BVB-Gegner München blamiert sich in Saarbrücken
Noch gut in Erinnerung ist das 2:2 aus dem vergangenen Jahr, als Anthony Modeste in der Nachspielzeit das Stadion zum Beben brachte und eine Dortmunder Aufholjagd krönte, die die ganze Wucht zeigte, die im Signal Iduna Park im Zusammenspiel mit den Fans entstehen kann. Es ist nicht allzu weit hergeholt zu vermuten, dass das auch heute Abend notwendig sein wird. Restlos überzeugen konnten die Bayern bislang in keinem ihrer Pflichtspiele – dann folgte die Blamage beim Drittligisten 1. FC Saarbrücken.

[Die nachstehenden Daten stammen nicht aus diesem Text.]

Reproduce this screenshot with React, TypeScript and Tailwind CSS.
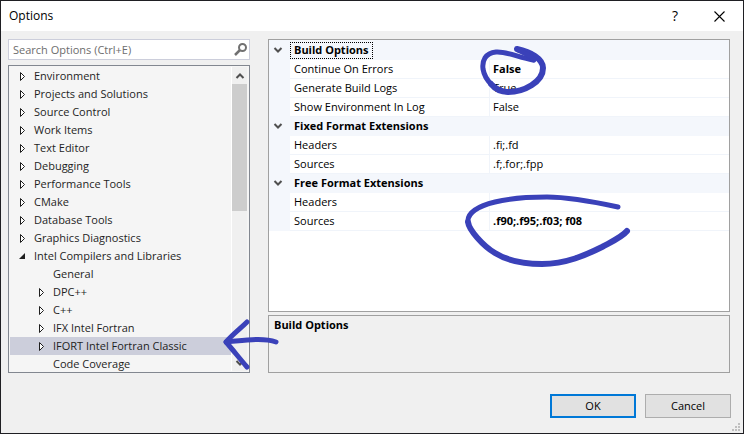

Es gab für Edin Terzic sicher genügend Ansätze, wie man diesen Bayern beikommen und sie auch besiegen kann. Dennoch beeindruckt die Konstanz, mit der die Münchner ihre Punkte einfahren und auch permanenten personellen Rückschlägen trotzen. Kein anderer Kader in der Liga ist so ausgeglichen und gut besetzt. Sicher auch nicht der der Dortmunder Borussia, doch den Vergleich der einzelnen Positionen als Kriterium für den Ausgang des Spiels anzuführen, hat in der Vergangenheit fast nur funktioniert, wenn Dortmund in München angetreten ist – und meistens chancenlos war.
BVB wartet seitfünf Jahren auf einen Sieg
Daheim ist hingegen ein offenes Spiel zu erwarten, wenn es der Borussia gelingt, Mut mit Stabilität zu kombinieren. „Wenn man dem Gegner Platz und Raum gibt, wird es schwer“, meinte Dortmunds Trainer im Nachgang zum 3:3 in Frankfurt, was als Warnung gelten dürfte. Wie konsequent die Bayern offene Flanken des Gegners bespielen und auch für ihr Spiel ausnutzen, davon kann Aufsteiger Darmstadt ein Lied singen. Weiterhin gilt: Es muss ein Rädchen ins andere greifen und viel passen bei Borussia Dortmund, um am Ende gegen die Bayern siegreich zu sein. Der bislang letzte Bundesliga-Sieg gegen den Rekordmeister datiert vom 10. November 2018, fünf Jahre ist das her. Danach gab es nur noch einen (recht unwichtigen) Triumph im Supercup. Aber viel zu viele Niederlagen.